Wayne Cunningham Managing Editor / Roadshow
Wayne Cunningham reviews cars and writes about automotive technology for CNET's Roadshow. Prior to the automotive beat, he covered spyware, Web building technologies, and computer hardware. He began covering technology and the Web in 1994 as an editor of The Net magazine.
Wayne Cunningham
9 min read


2009 Lincoln MKS

8.1

2009 Lincoln MKS

The Good

The 2009 Lincoln MKS offers the best you can get in cabin tech currently, with its THX audio system, and traffic information and fuel prices integrated into the navigation system. Sync allows excellent integration of cell phones and MP3 players, and the car's voice command is unparalleled.

The Bad

The driving experience is marred by torque steer and some occasional chunkiness in the power train.

The Bottom Line

The 2009 Lincoln MKS is a star when it comes to in-cabin entertainment and information sources, especially at its price. But you will have to be content with a comfortable, rather than sporty, ride.

Lincoln takes a major step into the 21st century with the 2009 Lincoln MKS, blowing past the competition's cabin tech and leaving memories of the Town Car far behind. This new, large sedan features a unique grille, a high belt-line, and prominent Lincoln badges on the front and sides. Its comfortable ride makes it a great platform for an incredible roster of entertainment and informational technology. Need to fill up? The MKS shows you gas prices for nearby stations, searchable by price. Traffic and weather are available on-screen, as are movie times and sports scores. Add the Microsoft-built Sync voice-command system and THX audio, and the MKS takes a leap ahead of anything available today.

But where BMW, Cadillac, Lexus, and Mercedes-Benz specialize in sport-luxury cars, Lincoln only aspires to luxury. The MKS doesn't try to be a sports car. Oh, its V-6 moves the car well enough, but power delivery is a little chunky, and handling is nothing to write home about. It's a car that you will enjoy on a long cruise, but want to keep in the parking lot at the track.

Test the tech: Gas price search
The 2009 Lincoln MKS is one of the first cars to incorporate Sirius Travel Link, a set of data services delivered over the Sirius satellite network. Movie times and sports scores seem a little frivolous, but gas prices make this service a killer application. To test out the system, we drove to a random location on the peninsula, south of San Francisco, and compared the accuracy of Travel Link's reported prices with the actual prices shown at the gas stations. Sirius actually keeps this information updated by monitoring credit card transactions, as each station isn't going to upload its daily prices to the Sirius database.

The MKS shows us detailed gas prices for a nearby service station.

At our first stop, we pressed the Fuel Prices button on the Travel Link screen and were immediately treated to a list of nearby gas stations, along with the per-gallon price for gas.
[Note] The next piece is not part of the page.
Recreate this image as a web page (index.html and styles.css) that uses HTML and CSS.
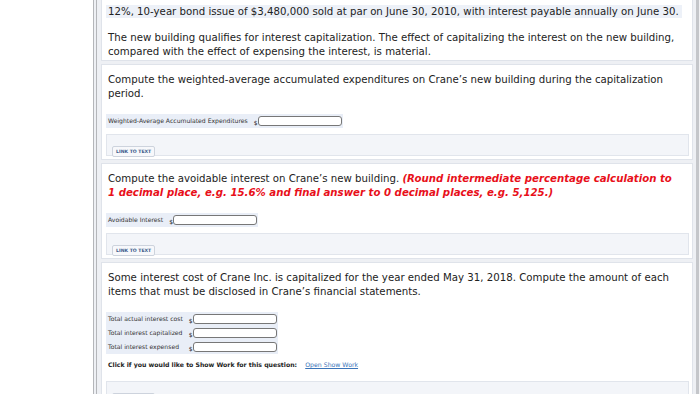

A 76 station at the top of the list had regular gas for $3.90 per gallon, so we touched that entry. The next screen showed the 76 station on a map, along with prices for regular, medium, and super. The screen also gave us the options to call the station using our paired Bluetooth phone, or set it as a destination. We drove the couple of miles to the station and looked at the prices.

For regular, the actual price was $3.87, 3 cents lower; medium was $3.97, 5 cents lower than the car's reported $4.02, and Premium was $4.07, 7 cents lower than the $4.14 listed on Travel Link.

Although there was a discrepancy between the actual and reported prices, the car covered that by showing when it had received its pricing data on the gas price screen, one or two days earlier for each grade. We repeated the test by driving to another location and checking the Travel Link screen for gas prices. This time we selected an ARCO that had a price of $3.88 per gallon. Going to the detail screen, the system only reported the regular price, unlike the listing for the 76 station, which had all grades. We drove to the ARCO, and saw that the actual price for regular was $3.85 per gallon, again a 3 cent discrepancy.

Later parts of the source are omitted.